National

N.J. business exec one of dozens vying to sell pot

MONTCLAIR, N.J. —After careers in human resources and business consulting, Marianne Bays is tired of the corporate world. The 57-year-old's choice for a change: trying to become one of New Jersey's first legal pot dealers.

In January, New Jersey became the 1 4th state to allow the sale and use of medical marijuana. The law goes into effect July 1, but it's expected to take several months before the state has regulations in place and the "alternative treatment centers" where patients will be able to get cannabis.

For now, Bays and others — perhaps dozens of them — are quietly setting up nonprofit groups that will apply to run the first treatment centers in the most populous state outside California to allow medical marijuana.

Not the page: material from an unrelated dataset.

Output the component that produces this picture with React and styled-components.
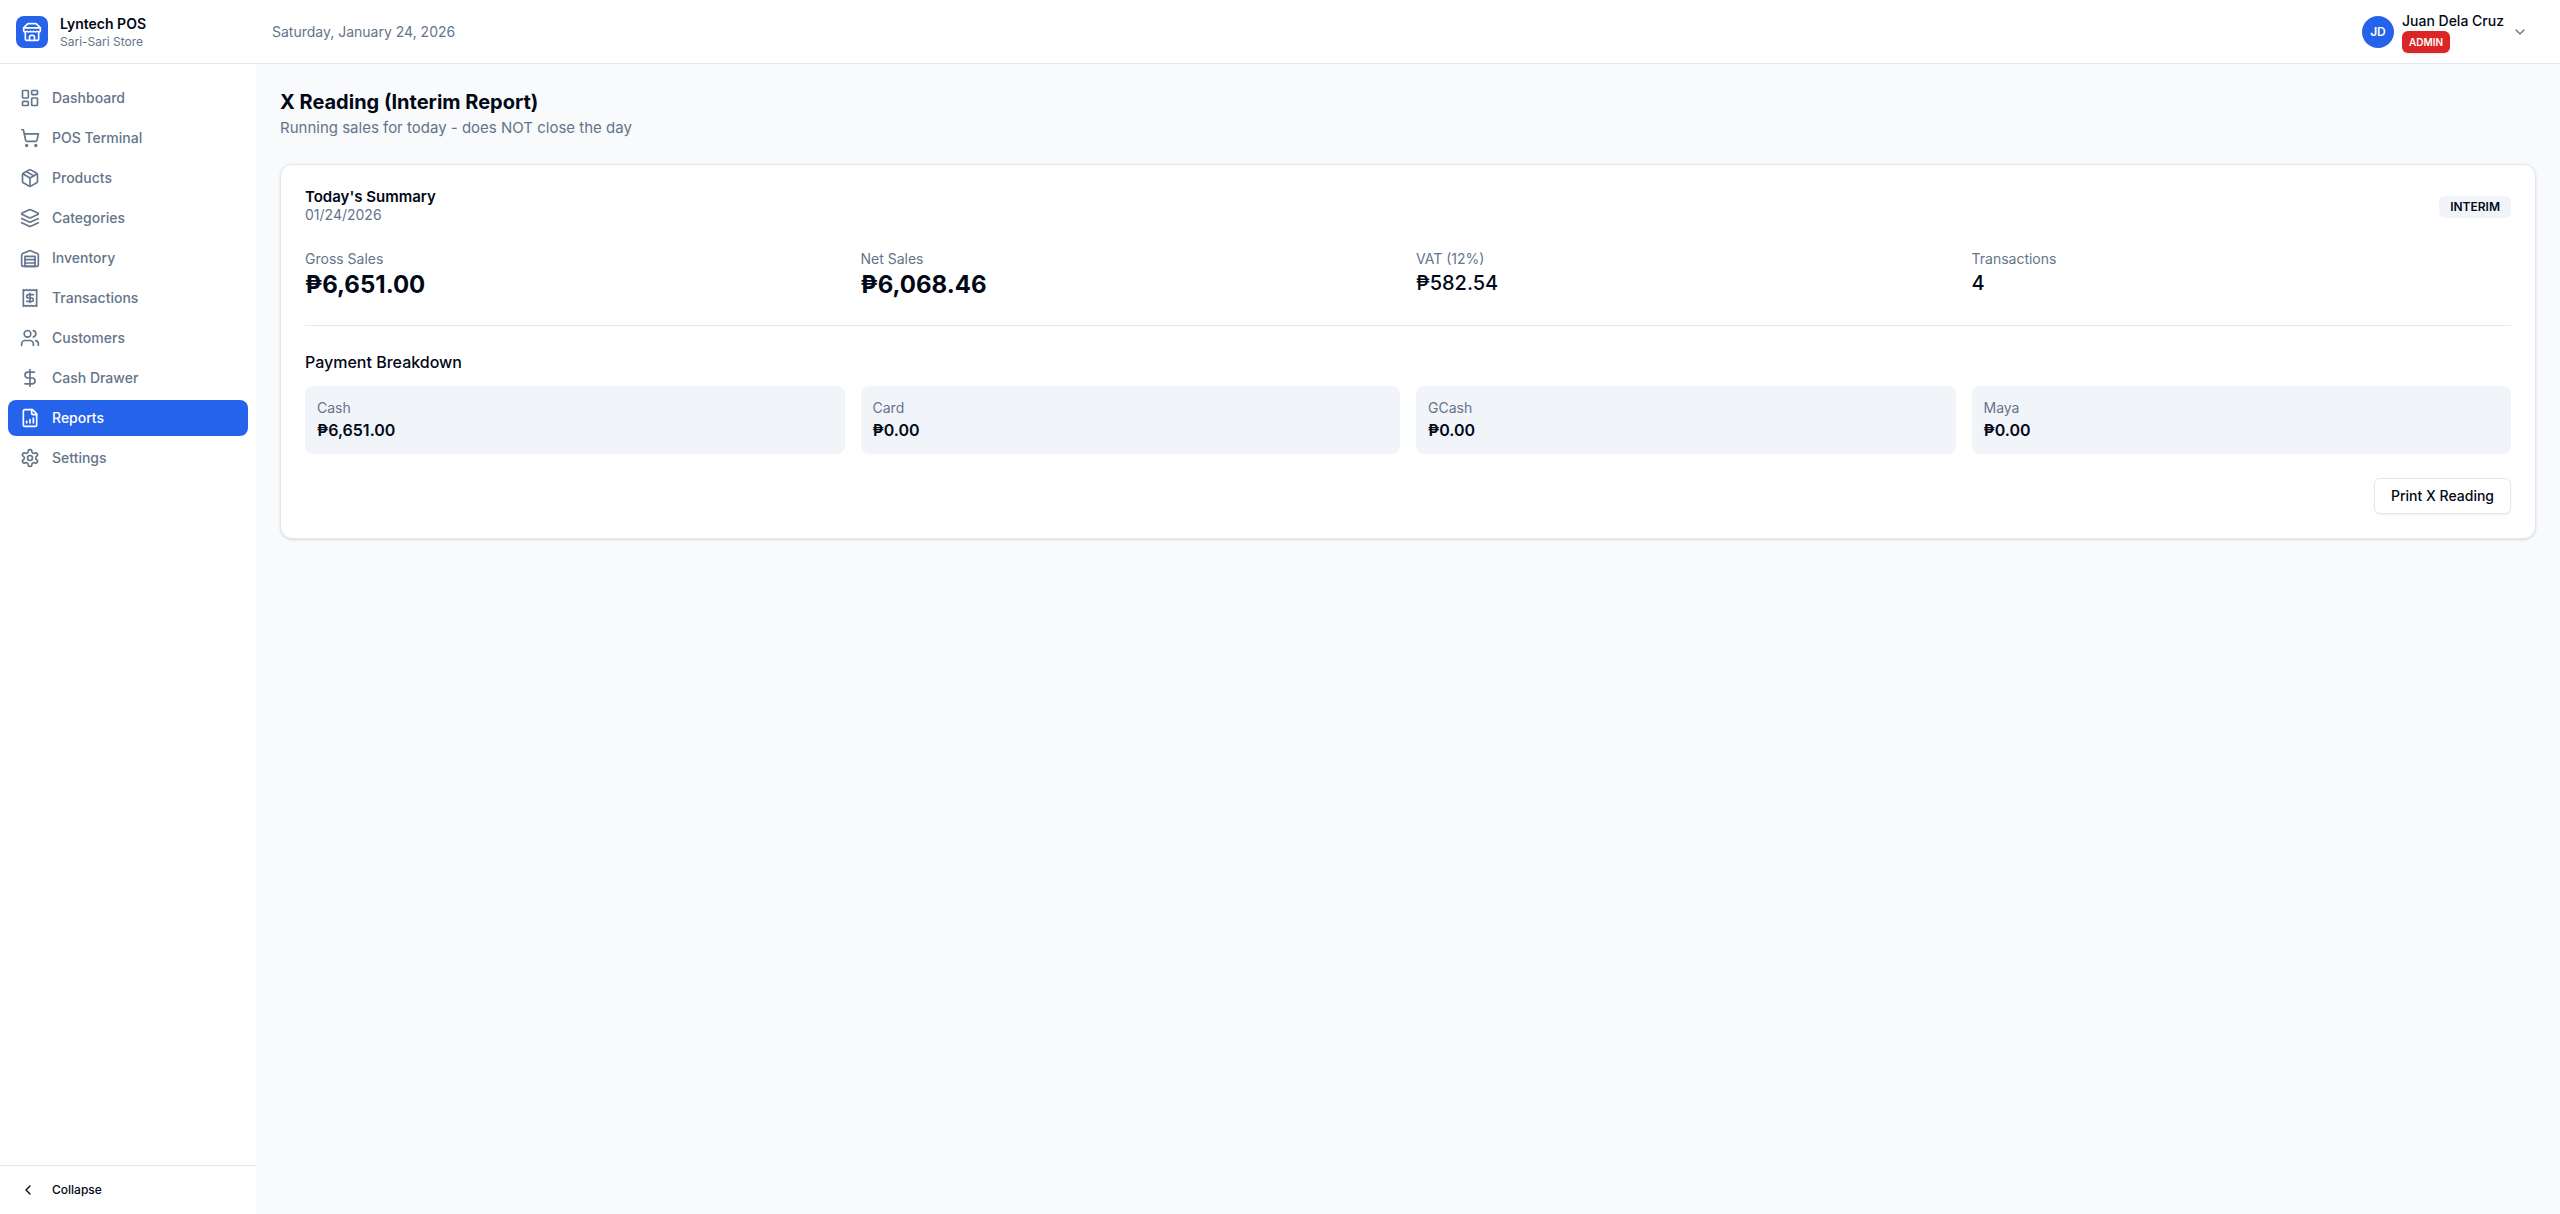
import React from "react";
import styled, { createGlobalStyle } from "styled-components";
import {
  ChevronDown,
  ChevronLeft,
  DollarSign,
  LayoutDashboard,
  ShoppingCart,
  Users,
} from "lucide-react";

const color = {
  ink: "#020817",
  muted: "#64748b",
  line: "#e2e8f0",
  soft: "#f1f5f9",
  page: "#f8fafc",
  primary: "#2563eb",
  danger: "#dc2626",
};

const GlobalStyle = createGlobalStyle`
  *, *::before, *::after { box-sizing: border-box; }
  body {
    margin: 0;
    background: ${color.page};
    color: ${color.ink};
    font-family: Inter, "Noto Sans", sans-serif;
    font-size: 16px;
    line-height: 24px;
    -webkit-font-smoothing: antialiased;
  }
  h1, h2, h3, p, dl, dt, dd, ul { margin: 0; padding: 0; }
  ul { list-style: none; }
  button { font-family: inherit; cursor: pointer; }
  svg { flex-shrink: 0; }
`;

const Shell = styled.div`
  display: flex;
  flex-direction: column;
  min-height: 100vh;
`;

const Header = styled.header`
  display: flex;
  align-items: center;
  height: 64px;
  padding-right: 24px;
  background: #fff;
  border-bottom: 1px solid ${color.line};
`;

const Brand = styled.a`
  display: flex;
  align-items: center;
  gap: 12px;
  width: 256px;
  padding: 0 16px;
  color: inherit;
  text-decoration: none;
`;

const BrandMark = styled.span`
  display: grid;
  place-items: center;
  width: 32px;
  height: 32px;
  border-radius: 8px;
  background: ${color.primary};
  color: #fff;
`;

const Stack = styled.span`
  display: flex;
  flex-direction: column;
  align-items: flex-start;
`;

const BrandName = styled.span`
  font-size: 14px;
  line-height: 20px;
  font-weight: 600;
`;

const BrandNote = styled.span`
  font-size: 12px;
  line-height: 16px;
  color: ${color.muted};
`;

const Today = styled.time`
  flex: 1;
  padding-left: 16px;
  font-size: 14px;
  line-height: 20px;
  color: ${color.muted};
`;

const UserButton = styled.button`
  display: flex;
  align-items: center;
  gap: 8px;
  padding: 0 8px;
  border: 0;
  background: none;
  color: ${color.ink};
`;

const Avatar = styled.span`
  display: grid;
  place-items: center;
  width: 32px;
  height: 32px;
  border-radius: 50%;
  background: ${color.primary};
  color: #fff;
  font-size: 12px;
  line-height: 16px;
  font-weight: 600;
`;

const UserName = styled.span`
  font-size: 14px;
  line-height: 20px;
  font-weight: 500;
`;

const Badge = styled.span`
  padding: ${(p) => (p.$danger ? "3px 7px" : "3px 11px")};
  border-radius: 6px;
  background: ${(p) => (p.$danger ? color.danger : color.soft)};
  color: ${(p) => (p.$danger ? "#fff" : color.ink)};
  font-size: ${(p) => (p.$danger ? "10px" : "12px")};
  line-height: 16px;
  font-weight: 600;
  box-shadow: ${(p) => (p.$danger ? "0 1px 2px rgba(0, 0, 0, 0.1)" : "none")};
`;

const Body = styled.div`
  display: flex;
  flex: 1;
`;

const Sidebar = styled.aside`
  display: flex;
  flex-direction: column;
  flex-shrink: 0;
  width: 256px;
  background: #fff;
`;

const Nav = styled.nav`
  flex: 1;
  padding: 16px 8px;
`;

const NavList = styled.ul`
  display: flex;
  flex-direction: column;
  gap: 4px;
`;

const NavLink = styled.a`
  display: flex;
  align-items: center;
  gap: 12px;
  padding: 8px 12px;
  border-radius: 8px;
  background: ${(p) => (p.$active ? color.primary : "transparent")};
  color: ${(p) => (p.$active ? "#fff" : color.muted)};
  font-size: 14px;
  line-height: 20px;
  font-weight: 500;
  text-decoration: none;
`;

const SidebarFoot = styled.div`
  padding: 8px;
  border-top: 1px solid ${color.line};
`;

const CollapseButton = styled.button`
  display: flex;
  align-items: center;
  gap: 16px;
  width: 100%;
  height: 32px;
  padding: 0 12px;
  border: 0;
  background: none;
  color: ${color.ink};
  font-size: 12px;
  line-height: 16px;
  font-weight: 500;
`;

const Main = styled.main`
  display: flex;
  flex: 1;
  flex-direction: column;
  gap: 24px;
  min-width: 0;
  padding: 24px;
`;

const PageTitle = styled.h1`
  font-size: 20px;
  line-height: 28px;
  font-weight: 700;
`;

const PageNote = styled.p`
  font-size: 15px;
  line-height: 24px;
  color: ${color.muted};
`;

const Card = styled.section`
  display: flex;
  flex-direction: column;
  gap: 24px;
  padding: 24px;
  border: 1px solid ${color.line};
  border-radius: 12px;
  background: #fff;
  box-shadow: 0 1px 3px rgba(0, 0, 0, 0.1), 0 1px 2px -1px rgba(0, 0, 0, 0.1);
`;

const CardHead = styled.div`
  display: flex;
  align-items: center;
  justify-content: space-between;
`;

const CardTitle = styled.h2`
  font-size: 15px;
  line-height: 16px;
  font-weight: 600;
`;

const Caption = styled.p`
  font-size: 14px;
  line-height: 20px;
  color: ${color.muted};
`;

const Grid = styled.dl`
  display: grid;
  grid-template-columns: repeat(4, minmax(0, 1fr));
  gap: 16px;
`;

const Label = styled.dt`
  font-size: 14px;
  line-height: 20px;
  color: ${color.muted};
`;

const Figure = styled.dd`
  font-size: ${(p) => (p.$large ? "24px" : "20px")};
  line-height: ${(p) => (p.$large ? "32px" : "28px")};
  font-weight: ${(p) => (p.$large ? 700 : 500)};
`;

const Breakdown = styled.div`
  display: flex;
  flex-direction: column;
  gap: 12px;
  padding-top: 24px;
  border-top: 1px solid ${color.line};
`;

const SectionTitle = styled.h3`
  font-size: 16px;
  line-height: 24px;
  font-weight: 500;
`;

const Tile = styled.div`
  padding: 12px;
  border-radius: 8px;
  background: ${color.soft};
`;

const Amount = styled.dd`
  font-weight: 600;
`;

const Actions = styled.div`
  display: flex;
  justify-content: flex-end;
`;

const OutlineButton = styled.button`
  height: 36px;
  padding: 0 16px;
  border: 1px solid ${color.line};
  border-radius: 6px;
  background: #fff;
  color: ${color.ink};
  font-size: 14px;
  line-height: 20px;
  font-weight: 500;
  box-shadow: 0 1px 2px rgba(0, 0, 0, 0.05);
`;

// Outline icons drawn on a 24-unit grid.
const makeIcon = (paths, extra) =>
  function OutlineIcon({ size = 20 }) {
    return (
      <svg
        width={size}
        height={size}
        viewBox="0 0 24 24"
        fill="none"
        stroke="currentColor"
        strokeWidth="2"
        strokeLinecap="round"
        strokeLinejoin="round"
        aria-hidden="true"
      >
        {paths.map((d) => (
          <path key={d} d={d} />
        ))}
        {extra}
      </svg>
    );
  };

const StoreIcon = makeIcon([
  "m2 7 4.41-4.41A2 2 0 0 1 7.83 2h8.34a2 2 0 0 1 1.42.59L22 7",
  "M4 12v8a2 2 0 0 0 2 2h12a2 2 0 0 0 2-2v-8",
  "M15 22v-4a2 2 0 0 0-2-2h-2a2 2 0 0 0-2 2v4",
  "M2 7h20",
  "M22 7v3a2 2 0 0 1-2 2a2.7 2.7 0 0 1-1.59-.63.7.7 0 0 0-.82 0A2.7 2.7 0 0 1 16 12a2.7 2.7 0 0 1-1.59-.63.7.7 0 0 0-.82 0A2.7 2.7 0 0 1 12 12a2.7 2.7 0 0 1-1.59-.63.7.7 0 0 0-.82 0A2.7 2.7 0 0 1 8 12a2.7 2.7 0 0 1-1.59-.63.7.7 0 0 0-.82 0A2.7 2.7 0 0 1 4 12a2 2 0 0 1-2-2V7",
]);

const PackageIcon = makeIcon([
  "m7.5 4.27 9 5.15",
  "M21 8a2 2 0 0 0-1-1.73l-7-4a2 2 0 0 0-2 0l-7 4A2 2 0 0 0 3 8v8a2 2 0 0 0 1 1.73l7 4a2 2 0 0 0 2 0l7-4A2 2 0 0 0 21 16Z",
  "m3.3 7 8.7 5 8.7-5",
  "M12 22V12",
]);

const LayersIcon = makeIcon([
  "m12.83 2.18a2 2 0 0 0-1.66 0L2.6 6.08a1 1 0 0 0 0 1.83l8.58 3.91a2 2 0 0 0 1.66 0l8.58-3.9a1 1 0 0 0 0-1.83Z",
  "m22 17.65-9.17 4.16a2 2 0 0 1-1.66 0L2 17.65",
  "m22 12.65-9.17 4.16a2 2 0 0 1-1.66 0L2 12.65",
]);

const WarehouseIcon = makeIcon(
  [
    "M22 8.35V20a2 2 0 0 1-2 2H4a2 2 0 0 1-2-2V8.35A2 2 0 0 1 3.26 6.5l8-3.2a2 2 0 0 1 1.48 0l8 3.2A2 2 0 0 1 22 8.35Z",
    "M6 18h12",
    "M6 14h12",
  ],
  <rect width="12" height="12" x="6" y="10" />
);

const ReceiptIcon = makeIcon([
  "M4 2v20l2-1 2 1 2-1 2 1 2-1 2 1 2-1 2 1V2l-2 1-2-1-2 1-2-1-2 1-2-1-2 1Z",
  "M16 8h-6a2 2 0 1 0 0 4h4a2 2 0 1 1 0 4H8",
  "M12 17.5v-11",
]);

const ReportIcon = makeIcon([
  "M15 2H6a2 2 0 0 0-2 2v16a2 2 0 0 0 2 2h12a2 2 0 0 0 2-2V7Z",
  "M14 2v4a2 2 0 0 0 2 2h4",
  "M8 18v-2",
  "M12 18v-4",
  "M16 18v-6",
]);

const GearIcon = makeIcon(
  [
    "M12.22 2h-.44a2 2 0 0 0-2 2v.18a2 2 0 0 1-1 1.73l-.43.25a2 2 0 0 1-2 0l-.15-.08a2 2 0 0 0-2.73.73l-.22.38a2 2 0 0 0 .73 2.73l.15.1a2 2 0 0 1 1 1.72v.51a2 2 0 0 1-1 1.74l-.15.09a2 2 0 0 0-.73 2.73l.22.38a2 2 0 0 0 2.73.73l.15-.08a2 2 0 0 1 2 0l.43.25a2 2 0 0 1 1 1.73V20a2 2 0 0 0 2 2h.44a2 2 0 0 0 2-2v-.18a2 2 0 0 1 1-1.73l.43-.25a2 2 0 0 1 2 0l.15.08a2 2 0 0 0 2.73-.73l.22-.39a2 2 0 0 0-.73-2.73l-.15-.08a2 2 0 0 1-1-1.74v-.5a2 2 0 0 1 1-1.74l.15-.09a2 2 0 0 0 .73-2.73l-.22-.38a2 2 0 0 0-2.73-.73l-.15.08a2 2 0 0 1-2 0l-.43-.25a2 2 0 0 1-1-1.73V4a2 2 0 0 0-2-2z",
  ],
  <circle cx="12" cy="12" r="3" />
);

const navItems = [
  { label: "Dashboard", icon: LayoutDashboard },
  { label: "POS Terminal", icon: ShoppingCart },
  { label: "Products", icon: PackageIcon },
  { label: "Categories", icon: LayersIcon },
  { label: "Inventory", icon: WarehouseIcon },
  { label: "Transactions", icon: ReceiptIcon },
  { label: "Customers", icon: Users },
  { label: "Cash Drawer", icon: DollarSign },
  { label: "Reports", icon: ReportIcon, active: true },
  { label: "Settings", icon: GearIcon },
];

const totals = [
  { label: "Gross Sales", value: "₱6,651.00", large: true },
  { label: "Net Sales", value: "₱6,068.46", large: true },
  { label: "VAT (12%)", value: "₱582.54" },
  { label: "Transactions", value: "4" },
];

const payments = [
  { label: "Cash", value: "₱6,651.00" },
  { label: "Card", value: "₱0.00" },
  { label: "GCash", value: "₱0.00" },
  { label: "Maya", value: "₱0.00" },
];

export default function App() {
  return (
    <Shell>
      <GlobalStyle />
      <Header>
        <Brand href="#">
          <BrandMark>
            <StoreIcon size={20} />
          </BrandMark>
          <Stack>
            <BrandName>Lyntech POS</BrandName>
            <BrandNote>Sari-Sari Store</BrandNote>
          </Stack>
        </Brand>
        <Today dateTime="2026-01-24">Saturday, January 24, 2026</Today>
        <UserButton type="button">
          <Avatar>JD</Avatar>
          <Stack>
            <UserName>Juan Dela Cruz</UserName>
            <Badge $danger>ADMIN</Badge>
          </Stack>
          <ChevronDown size={16} color={color.muted} />
        </UserButton>
      </Header>
      <Body>
        <Sidebar>
          <Nav>
            <NavList>
              {navItems.map(({ label, icon: Icon, active }) => (
                <li key={label}>
                  <NavLink href="#" $active={active} aria-current={active ? "page" : undefined}>
                    <Icon size={20} />
                    {label}
                  </NavLink>
                </li>
              ))}
            </NavList>
          </Nav>
          <SidebarFoot>
            <CollapseButton type="button">
              <ChevronLeft size={16} />
              Collapse
            </CollapseButton>
          </SidebarFoot>
        </Sidebar>
        <Main>
          <div>
            <PageTitle>X Reading (Interim Report)</PageTitle>
            <PageNote>Running sales for today - does NOT close the day</PageNote>
          </div>
          <Card>
            <CardHead>
              <div>
                <CardTitle>Today's Summary</CardTitle>
                <Caption>01/24/2026</Caption>
              </div>
              <Badge>INTERIM</Badge>
            </CardHead>
            <Grid>
              {totals.map((item) => (
                <div key={item.label}>
                  <Label>{item.label}</Label>
                  <Figure $large={item.large}>{item.value}</Figure>
                </div>
              ))}
            </Grid>
            <Breakdown>
              <SectionTitle>Payment Breakdown</SectionTitle>
              <Grid>
                {payments.map((item) => (
                  <Tile key={item.label}>
                    <Label>{item.label}</Label>
                    <Amount>{item.value}</Amount>
                  </Tile>
                ))}
              </Grid>
            </Breakdown>
            <Actions>
              <OutlineButton type="button">Print X Reading</OutlineButton>
            </Actions>
          </Card>
        </Main>
      </Body>
    </Shell>
  );
}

Bays has been telling family and friends about the new career, which she is planning when she's not working her temporary job helping run the Newark office for the U.S. Census.

"So far, nobody's looked at me and said something negative to me about it," said Bays, who has a doctorate in business organization. "They've laughed."

The button-down Bays doesn't fit the "Pineapple Express" stereotype of a bud purveyor. There's no "420" sticker on her Acura. She loves gardening, but the only herbs she grows are culinary — like rosemary and basil.

She and her husband live in a spacious home in Montclair, a New York City suburb. She says marijuana has always been available in her social circles. But she said school and work never left her much time to indulge.

Over the last few years, she's learned that some family and friends have found marijuana to ease symptoms associated with conditions such as multiple sclerosis and migraines. The drug is used to treat pain, nausea and lack of appetite.

Regulations are not yet written, and Gov. Chris Christie, who says he supports the medical marijuana bill, is trying to win a delay to give his administration extra time to write them.